Her mit den Datenbeständen!

Das FDZ Bildung garantiert Forschenden Rechtssicherheit, Auffindbarkeit und Arbeitsersparnis

Open Data in der Bildungsforschung (1)

Seit 2012 können Bildungswissenschaftler/-innen die in ihren Projekten erhobenen Daten im Forschungsdatenzentrum Bildung (FDZ Bildung) zur Nachnutzung archivieren lassen – mitsamt den für die Erhebung notwendigen Instrumenten – oder aber die dort dokumentierten Daten selbst für eine Sekundäranalyse nutzen. INTERVIEW mit Maike Porzelt und Dr. Marius Gerecht. Die beiden erklären, um welche Forschungsdaten und -instrumente es sich  handelt, was die Forschenden davon haben, und wie das mit der Aufbereitung der Datenbestände genau funktioniert.

Das Team des FDZ Bildung: Maike Porzelt, Alexander Schuster, Dr. Doris Bambey, Anja Hemmersbach, Dr. Marius Gerecht (v.l.n.r.)

Frau Porzelt, Herr Gerecht, welche Forschungsdaten finden Wissenschaftler beim FDZ Bildung?

Maike Porzelt: Wir dokumentieren qualitative Daten der Bildungsforschung und Instrumente aus quantitativen Datenerhebungen. Bei den qualitativen Daten stellen wir aktuell 1.884 Video- und Audiodateien von Unterrichts- und Interviewsituationen und 2.288 Textdokumente, also Transkripte und Begleitmaterialien wie Interviewleitfäden, aus acht Studien bereit.

Drei Partner versammeln sich unter dem Dach des Verbunds Forschungsdaten Bildung.

Drei Partner versammeln sich unter dem Dach des Verbunds Forschungsdaten Bildung.

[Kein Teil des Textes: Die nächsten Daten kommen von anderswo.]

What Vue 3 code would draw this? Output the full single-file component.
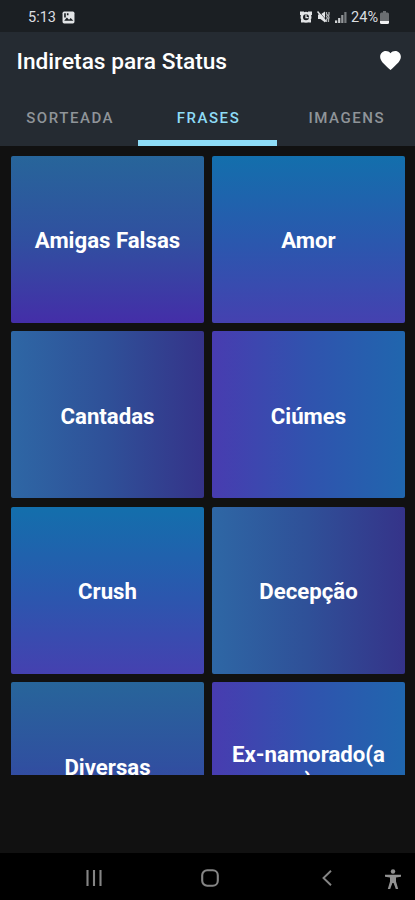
<template>
  <div class="screen">
    <!-- Barra de status -->
    <div class="status">
      <span class="status__time">5:13</span>
      <svg class="status__picture" viewBox="0 0 24 24">
        <rect x="1" y="1" width="22" height="22" rx="3" fill="#e2e4e6" />
        <path d="M4 18l5-6 4 4 3-3 5 5z" fill="#1b1f23" />
        <path d="M4 4h3v8H4zM9 4h3v4H9z" fill="#1b1f23" />
      </svg>
      <span class="status__spacer"></span>
      <svg class="status__alarm" viewBox="0 0 24 24">
        <path d="M0 1h8v3L4 8H0zM24 1h-8v3l4 4h4zM2 18h5v5H2zM22 18h-5v5h5z" fill="#e2e4e6" />
        <circle cx="12" cy="12.5" r="8.5" fill="#1b1f23" stroke="#e2e4e6" stroke-width="5" />
        <path d="M12 7v6h5" fill="none" stroke="#e2e4e6" stroke-width="2.5" />
      </svg>
      <svg class="status__mute" viewBox="0 0 24 24">
        <path d="M1 7h5l9-6v22l-9-7H1z" fill="#e2e4e6" />
        <path d="M3 1l14 17" stroke="#1b1f23" stroke-width="1.5" />
        <path d="M0 1l17 20" stroke="#e2e4e6" stroke-width="3" />
        <path d="M18 2v4l2 2-2 3 2 3-2 3v5M23 2v5l-1 3 1 3-1 4v5" fill="none" stroke="#b0b3b5" stroke-width="2.5" />
      </svg>
      <svg class="status__signal" viewBox="0 0 12 12">
        <rect x="0" y="9.4" width="2.2" height="2.6" fill="#d0d2d4" />
        <rect x="3.1" y="7" width="2.2" height="5" fill="#d0d2d4" />
        <rect x="6.2" y="4" width="2.2" height="8" fill="#94979a" />
        <rect x="9.3" y="1" width="2.2" height="11" fill="#777b7e" />
      </svg>
      <span class="status__battery">24%</span>
      <svg class="status__cell" viewBox="0 0 9 13">
        <path d="M0 3q0-1.5 1.5-1.5H3V0h3v1.5h1.5Q9 1.5 9 3v7H0z" fill="#6b6e71" />
        <path d="M0 10h9v1.5q0 1.5-1.5 1.5h-6Q0 13 0 11.5z" fill="#f0f1f2" />
      </svg>
    </div>

    <header class="header">
      <div class="toolbar">
        <h1 class="toolbar__title">Indiretas para Status</h1>
        <button class="toolbar__fav" aria-label="Favoritos">
          <svg viewBox="2 3 20 18.35">
            <path
              fill="#fff"
              d="M12 21.35l-1.45-1.32C5.4 15.36 2 12.28 2 8.5 2 5.42 4.42 3 7.5 3c1.74 0 3.41.81 4.5 2.09C13.09 3.81 14.76 3 16.5 3 19.58 3 22 5.42 22 8.5c0 3.78-3.4 6.86-8.55 11.54L12 21.35z"
            />
          </svg>
        </button>
      </div>
      <nav class="tabs">
        <button
          v-for="tab in tabs"
          :key="tab"
          class="tab"
          :class="{ 'tab--active': tab === activeTab }"
          @click="activeTab = tab"
        >
          {{ tab }}
        </button>
      </nav>
    </header>

    <main class="list">
      <div
        v-for="category in categories"
        :key="category.name"
        class="card"
        :class="`card--${category.tone}`"
      >
        <span class="card__name">{{ category.name }}</span>
      </div>
    </main>

    <div class="banner"></div>

    <!-- Navegação do sistema -->
    <footer class="navbar">
      <svg class="navbar__recents" viewBox="0 0 16 16">
        <path d="M1.5 0v16M8 0v16M14.5 0v16" stroke="#858585" stroke-width="2.1" />
      </svg>
      <svg class="navbar__home" viewBox="0 0 18 18">
        <rect x="1.2" y="1.2" width="15.6" height="15.6" rx="5" fill="none" stroke="#858585" stroke-width="2.1" />
      </svg>
      <svg class="navbar__back" viewBox="0 0 10 16">
        <path d="M9 .8L1.5 8 9 15.2" fill="none" stroke="#858585" stroke-width="1.9" />
      </svg>
      <svg class="navbar__access" viewBox="0 0 16 20">
        <circle cx="8" cy="2.5" r="2.2" fill="#929292" />
        <path d="M0 5.8h16v2l-5 .8v4l2.2 7.4h-2.4L8.6 14H7.4l-2.2 6H2.8L5 12.6v-4l-5-.8z" fill="#929292" />
      </svg>
    </footer>
  </div>
</template>

<script setup>
import { ref } from 'vue'

const tabs = ['SORTEADA', 'FRASES', 'IMAGENS']
const activeTab = ref('FRASES')

const categories = [
  { name: 'Amigas Falsas', tone: 'dusk' },
  { name: 'Amor', tone: 'ocean' },
  { name: 'Cantadas', tone: 'night' },
  { name: 'Ciúmes', tone: 'violet' },
  { name: 'Crush', tone: 'ocean' },
  { name: 'Decepção', tone: 'night' },
  { name: 'Diversas', tone: 'dusk' },
  { name: 'Ex-namorado(a)', tone: 'violet' }
]
</script>

<style>
body {
  background: #111;
}
</style>

<style scoped>
.screen {
  display: flex;
  flex-direction: column;
  width: 415px;
  height: 900px;
  overflow: hidden;
  background: #111;
  color: #fff;
  font-family: Roboto, sans-serif;
}

button {
  padding: 0;
  border: none;
  background: transparent;
  font-family: inherit;
  cursor: pointer;
}

svg {
  display: block;
  flex-shrink: 0;
}

/* ── Barra de status ── */
.status {
  display: flex;
  align-items: center;
  height: 32px;
  padding: 2px 26px 0 28px;
  box-sizing: border-box;
  background: #1b1f23;
  color: #dcdee0;
  font-size: 14.5px;
}

.status__picture {
  width: 13px;
  height: 13px;
  margin-left: 6px;
}

.status__spacer {
  flex: 1;
}

.status__alarm {
  width: 12px;
  height: 12px;
}

.status__mute {
  width: 13px;
  height: 12px;
  margin-left: 5px;
}

.status__signal {
  width: 12px;
  height: 12px;
  margin-left: 5px;
}

.status__battery {
  margin-left: 4px;
}

.status__cell {
  width: 9px;
  height: 13px;
  margin-left: 2px;
}

/* ── Cabeçalho ── */
.header {
  height: 114px;
  background: #252b32;
}

.toolbar {
  display: flex;
  align-items: center;
  justify-content: space-between;
  height: 58px;
  padding: 0 14px 0 16.5px;
}

.toolbar__title {
  margin: 0;
  font-size: 22.7px;
  font-weight: 500;
  white-space: nowrap;
}

.toolbar__fav svg {
  width: 21px;
  height: 19px;
  margin-top: -2px;
}

.tabs {
  display: grid;
  grid-template-columns: repeat(3, 1fr);
  height: 56px;
}

.tab {
  padding: 6px 0 0 2px;
  border-bottom: 6px solid transparent;
  color: #8f9499;
  font-size: 15px;
  font-weight: 500;
  letter-spacing: 1.55px;
}

.tab--active {
  border-bottom-color: #8edcf6;
  color: #8edcf6;
}

/* ── Categorias ── */
.list {
  display: grid;
  grid-template-columns: 1fr 1fr;
  grid-auto-rows: 167px;
  gap: 8.5px 8px;
  height: 629px;
  padding: 9.5px 10px 0 11px;
  box-sizing: border-box;
  overflow: hidden;
}

.card {
  display: flex;
  align-items: center;
  justify-content: center;
  padding: 2px 17px 0;
  border-radius: 2px;
}

.card__name {
  min-width: 0;
  font-size: 22.2px;
  font-weight: 700;
  line-height: 26px;
  text-align: center;
}

.card--violet .card__name {
  line-break: anywhere;
}

.card--dusk {
  background: linear-gradient(180deg, #27659a, #3050a0 50%, #442ea8);
}

.card--ocean {
  background: linear-gradient(180deg, #136fac, #2c56ae 55%, #4541b0);
}

.card--night {
  background: linear-gradient(90deg, #2e67a5, #2f5098 50%, #353389);
}

.card--violet {
  background: linear-gradient(90deg, #483cb0, #3053ae 50%, #2066ae);
}

.banner {
  flex: 1;
}

/* ── Navegação do sistema ── */
.navbar {
  display: flex;
  align-items: center;
  height: 47px;
  padding: 3px 14px 0 86px;
  box-sizing: border-box;
  background: #000;
}

.navbar__recents {
  width: 16px;
  height: 16px;
}

.navbar__home {
  width: 18px;
  height: 18px;
  margin-left: 99px;
}

.navbar__back {
  width: 10px;
  height: 16px;
  margin-left: 103px;
}

.navbar__access {
  width: 16px;
  height: 20px;
  margin: 2px 0 0 53px;
}
</style>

Die quantitativen Daten, also die Ergebnisse aus den Leistungstests, zu denen wir auch die Instrumente dokumentieren, werden von unserem Partner, dem Institut zur Qualitätsentwicklung im Bildungswesen (IQB), aufbereitet. Alle Daten eines Projektes, unabhängig von ihrem Standort, werden in unserem Online-Portal nachgewiesen, man findet sie leicht über die Metasuche unter www.forschungsdaten-bildung.de. Das IQB ist neben dem DIPF und dem Leibniz-Institut für Sozialwissenschaften GESIS auch der dritte Partner im Verbund Forschungsdaten Bildung.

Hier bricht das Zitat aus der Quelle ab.